# [Stated exercise]
Sort through the entries below and pull out lines containing the word "components".

# [Material]
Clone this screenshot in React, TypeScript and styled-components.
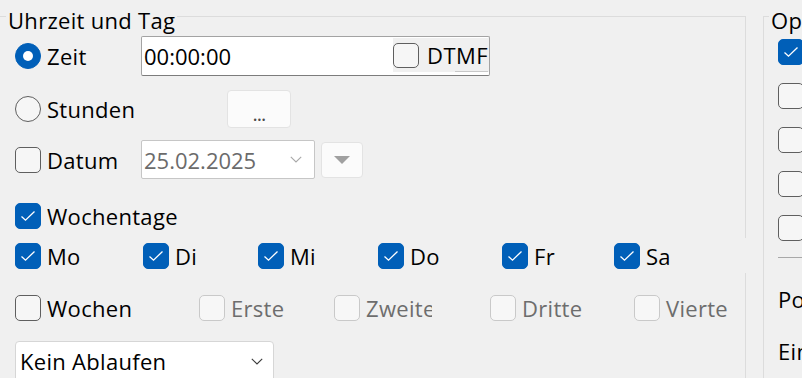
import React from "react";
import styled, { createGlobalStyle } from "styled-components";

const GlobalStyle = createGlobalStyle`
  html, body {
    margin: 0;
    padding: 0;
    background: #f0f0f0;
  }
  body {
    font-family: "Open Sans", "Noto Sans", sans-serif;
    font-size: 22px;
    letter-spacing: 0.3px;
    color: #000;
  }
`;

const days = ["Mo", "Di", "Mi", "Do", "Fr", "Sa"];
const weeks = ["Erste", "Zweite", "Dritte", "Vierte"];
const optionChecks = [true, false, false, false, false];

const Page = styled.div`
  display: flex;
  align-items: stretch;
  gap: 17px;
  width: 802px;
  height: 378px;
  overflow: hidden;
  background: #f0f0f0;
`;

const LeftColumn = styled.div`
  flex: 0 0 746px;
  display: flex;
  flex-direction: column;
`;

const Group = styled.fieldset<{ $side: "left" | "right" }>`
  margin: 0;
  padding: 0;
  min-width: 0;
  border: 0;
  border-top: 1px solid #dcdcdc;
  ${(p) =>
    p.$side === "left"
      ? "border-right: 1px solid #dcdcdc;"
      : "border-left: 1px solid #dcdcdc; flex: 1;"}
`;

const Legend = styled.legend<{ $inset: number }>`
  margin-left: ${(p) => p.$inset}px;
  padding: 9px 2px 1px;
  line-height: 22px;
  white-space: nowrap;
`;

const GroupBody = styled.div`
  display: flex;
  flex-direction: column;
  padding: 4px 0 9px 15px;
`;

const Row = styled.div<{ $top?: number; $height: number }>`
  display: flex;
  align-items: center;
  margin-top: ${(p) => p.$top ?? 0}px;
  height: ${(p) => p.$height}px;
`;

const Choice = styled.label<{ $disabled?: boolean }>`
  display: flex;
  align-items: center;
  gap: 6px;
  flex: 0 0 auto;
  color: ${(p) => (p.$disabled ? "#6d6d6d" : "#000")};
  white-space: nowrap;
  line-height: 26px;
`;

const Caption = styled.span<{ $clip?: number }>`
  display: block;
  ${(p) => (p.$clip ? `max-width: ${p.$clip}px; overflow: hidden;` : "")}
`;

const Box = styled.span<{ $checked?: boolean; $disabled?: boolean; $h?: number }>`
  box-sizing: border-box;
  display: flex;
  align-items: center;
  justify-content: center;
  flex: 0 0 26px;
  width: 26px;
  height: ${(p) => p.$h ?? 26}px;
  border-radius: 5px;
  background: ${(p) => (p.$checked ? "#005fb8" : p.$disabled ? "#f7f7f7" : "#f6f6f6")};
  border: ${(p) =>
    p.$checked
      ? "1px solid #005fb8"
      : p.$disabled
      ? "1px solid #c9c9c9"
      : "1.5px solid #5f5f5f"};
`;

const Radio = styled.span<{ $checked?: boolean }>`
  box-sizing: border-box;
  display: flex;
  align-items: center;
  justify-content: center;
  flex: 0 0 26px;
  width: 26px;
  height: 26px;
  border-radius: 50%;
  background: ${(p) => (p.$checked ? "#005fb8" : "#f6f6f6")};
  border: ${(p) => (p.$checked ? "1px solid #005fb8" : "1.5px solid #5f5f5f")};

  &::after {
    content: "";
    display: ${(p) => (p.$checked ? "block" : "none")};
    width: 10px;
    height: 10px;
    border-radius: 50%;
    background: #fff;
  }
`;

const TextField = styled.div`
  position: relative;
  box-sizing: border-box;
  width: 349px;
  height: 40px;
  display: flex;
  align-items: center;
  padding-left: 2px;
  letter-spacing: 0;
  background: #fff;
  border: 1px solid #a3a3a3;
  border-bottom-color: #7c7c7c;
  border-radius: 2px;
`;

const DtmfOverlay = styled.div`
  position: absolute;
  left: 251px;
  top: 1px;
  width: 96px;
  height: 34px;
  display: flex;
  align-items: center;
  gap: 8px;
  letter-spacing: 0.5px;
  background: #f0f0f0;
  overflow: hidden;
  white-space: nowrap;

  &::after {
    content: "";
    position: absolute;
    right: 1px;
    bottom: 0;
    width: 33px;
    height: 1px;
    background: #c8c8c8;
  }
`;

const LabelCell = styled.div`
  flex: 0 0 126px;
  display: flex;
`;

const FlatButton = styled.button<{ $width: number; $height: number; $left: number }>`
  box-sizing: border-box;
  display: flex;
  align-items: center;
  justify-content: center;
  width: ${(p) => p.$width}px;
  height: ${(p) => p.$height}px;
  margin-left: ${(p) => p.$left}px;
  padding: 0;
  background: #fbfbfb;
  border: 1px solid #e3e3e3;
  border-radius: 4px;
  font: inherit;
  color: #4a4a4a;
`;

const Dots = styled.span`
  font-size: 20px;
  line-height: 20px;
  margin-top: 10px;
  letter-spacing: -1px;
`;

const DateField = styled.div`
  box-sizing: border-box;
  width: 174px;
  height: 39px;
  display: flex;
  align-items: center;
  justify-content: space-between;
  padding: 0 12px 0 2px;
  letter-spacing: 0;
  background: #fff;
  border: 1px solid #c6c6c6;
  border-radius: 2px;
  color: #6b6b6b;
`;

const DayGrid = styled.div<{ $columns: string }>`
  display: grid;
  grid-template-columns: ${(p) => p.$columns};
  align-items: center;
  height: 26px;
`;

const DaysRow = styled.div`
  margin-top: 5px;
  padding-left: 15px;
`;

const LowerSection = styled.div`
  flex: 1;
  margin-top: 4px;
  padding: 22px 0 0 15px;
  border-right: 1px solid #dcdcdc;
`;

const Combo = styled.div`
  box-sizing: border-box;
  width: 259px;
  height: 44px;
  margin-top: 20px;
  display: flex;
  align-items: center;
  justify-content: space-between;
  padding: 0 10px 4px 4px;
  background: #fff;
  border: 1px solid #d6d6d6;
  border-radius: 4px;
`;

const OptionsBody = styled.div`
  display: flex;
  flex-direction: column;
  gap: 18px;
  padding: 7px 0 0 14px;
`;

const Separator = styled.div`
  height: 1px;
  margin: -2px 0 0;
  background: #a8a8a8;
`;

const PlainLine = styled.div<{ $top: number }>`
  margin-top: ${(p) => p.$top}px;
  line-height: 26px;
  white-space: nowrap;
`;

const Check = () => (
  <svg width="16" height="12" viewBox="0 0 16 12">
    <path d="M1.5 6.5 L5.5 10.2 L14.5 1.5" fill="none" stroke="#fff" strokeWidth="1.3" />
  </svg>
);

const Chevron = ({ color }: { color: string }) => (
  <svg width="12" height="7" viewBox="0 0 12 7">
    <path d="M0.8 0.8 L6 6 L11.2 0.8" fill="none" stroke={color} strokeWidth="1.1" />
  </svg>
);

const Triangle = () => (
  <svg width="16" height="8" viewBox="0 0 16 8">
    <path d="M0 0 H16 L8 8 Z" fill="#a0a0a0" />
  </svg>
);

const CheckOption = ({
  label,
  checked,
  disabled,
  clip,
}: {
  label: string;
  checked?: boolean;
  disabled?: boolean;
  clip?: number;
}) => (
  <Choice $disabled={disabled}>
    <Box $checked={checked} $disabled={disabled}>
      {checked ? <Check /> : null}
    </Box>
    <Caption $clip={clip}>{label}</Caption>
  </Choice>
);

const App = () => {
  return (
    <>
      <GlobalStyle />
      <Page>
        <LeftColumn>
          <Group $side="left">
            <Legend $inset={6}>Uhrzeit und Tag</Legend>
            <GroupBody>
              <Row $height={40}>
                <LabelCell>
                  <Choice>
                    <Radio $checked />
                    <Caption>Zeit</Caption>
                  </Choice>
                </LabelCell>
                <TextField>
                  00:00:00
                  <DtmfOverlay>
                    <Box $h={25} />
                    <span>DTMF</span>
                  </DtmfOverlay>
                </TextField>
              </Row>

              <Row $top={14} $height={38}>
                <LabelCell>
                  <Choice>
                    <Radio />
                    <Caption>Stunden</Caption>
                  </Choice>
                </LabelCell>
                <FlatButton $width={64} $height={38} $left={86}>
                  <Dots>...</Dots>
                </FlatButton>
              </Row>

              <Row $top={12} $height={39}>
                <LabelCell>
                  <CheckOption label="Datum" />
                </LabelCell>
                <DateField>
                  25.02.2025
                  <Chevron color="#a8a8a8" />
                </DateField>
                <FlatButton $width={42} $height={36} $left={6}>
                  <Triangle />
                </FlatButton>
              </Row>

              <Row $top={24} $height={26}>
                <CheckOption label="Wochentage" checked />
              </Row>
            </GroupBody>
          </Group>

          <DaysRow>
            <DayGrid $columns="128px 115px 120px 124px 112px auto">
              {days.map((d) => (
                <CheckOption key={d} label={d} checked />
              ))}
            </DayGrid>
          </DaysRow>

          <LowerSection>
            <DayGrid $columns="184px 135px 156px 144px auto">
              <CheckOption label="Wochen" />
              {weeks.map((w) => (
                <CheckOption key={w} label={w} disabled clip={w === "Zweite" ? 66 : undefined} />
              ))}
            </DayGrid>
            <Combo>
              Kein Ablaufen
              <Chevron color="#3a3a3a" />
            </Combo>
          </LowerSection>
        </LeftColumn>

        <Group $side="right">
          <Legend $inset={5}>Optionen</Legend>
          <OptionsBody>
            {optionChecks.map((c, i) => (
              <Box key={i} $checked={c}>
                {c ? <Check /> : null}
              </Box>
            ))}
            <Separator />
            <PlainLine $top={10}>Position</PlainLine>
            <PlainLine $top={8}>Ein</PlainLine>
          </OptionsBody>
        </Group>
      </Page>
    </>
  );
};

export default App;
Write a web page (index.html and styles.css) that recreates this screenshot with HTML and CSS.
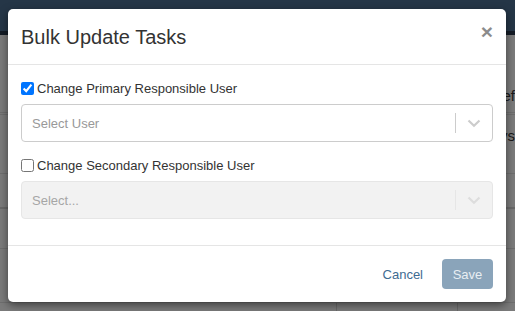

# [Response below]
Clone this screenshot in React, TypeScript and styled-components.
import styled, { createGlobalStyle } from "styled-components";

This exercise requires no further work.